Industrial demand for silver is undergoing a structural transformation driven by the energy transition and technology megatrends. The Silver Institute reports that solar photovoltaic manufacturing consumed approximately 160 million oz of silver in 2025, up 15% year-over-year. Each solar panel requires 15-25 grams of silver for its electrical contacts, making silver an irreplaceable component in the solar supply chain.

Electric vehicle production adds another demand vector. Each EV uses 0.5-1.0 oz of silver in electrical systems, connectors, and battery components. With global EV production reaching approximately 17 million units in 2025 and projected to exceed 40 million by 2030, incremental silver demand from EVs alone could reach 20-40 million oz annually relative to early-2020s levels.

Additional demand drivers include 5G infrastructure, AI data center construction, and broader electronics manufacturing. Unlike investment demand, which is cyclical, industrial offtake is growing consistently and shows no signs of slowing. The combination of these trends means industrial demand is structurally exceeding the 820-840 million oz annual mine supply.

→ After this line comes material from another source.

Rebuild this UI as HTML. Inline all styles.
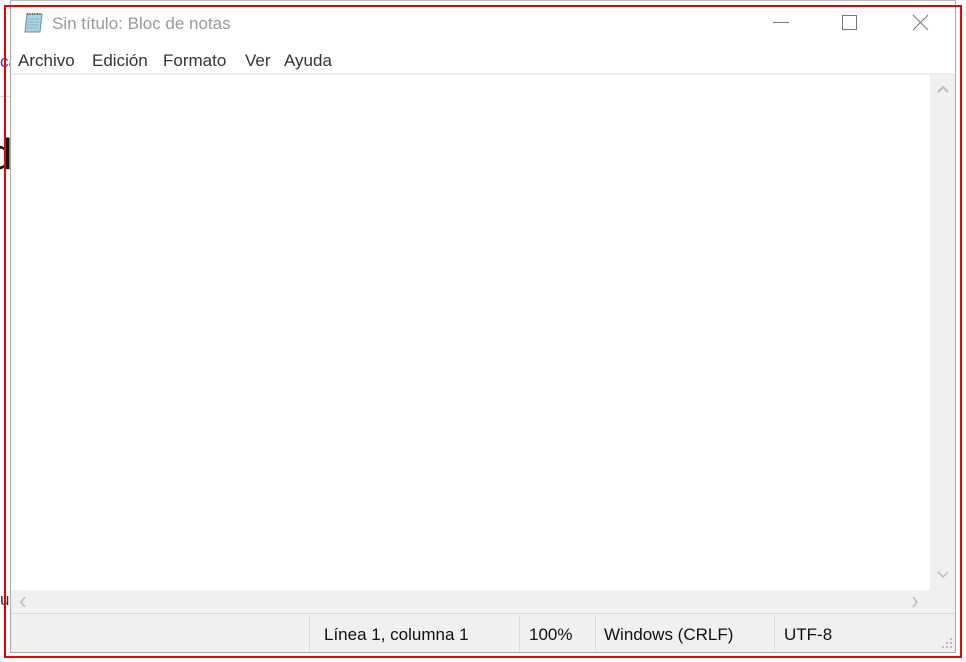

The supply side is constrained. Approximately 70% of global silver production is a by-product of copper, lead, and zinc mining. Higher silver prices do not incentivize additional primary silver mine development, and the lead times for new mines are 7-10 years. This creates a structural deficit that commodity analysts expect to persist through 2030.

What this means for buyers

The structural industrial deficit means silver prices are likely to remain elevated relative to pre-2024 norms. For procurement teams with silver content in their supply chains (solar, electronics, automotive), consider longer-term fixed-price agreements at current levels. The $69/oz correction offers a better entry than the $80-120/oz range seen earlier this year.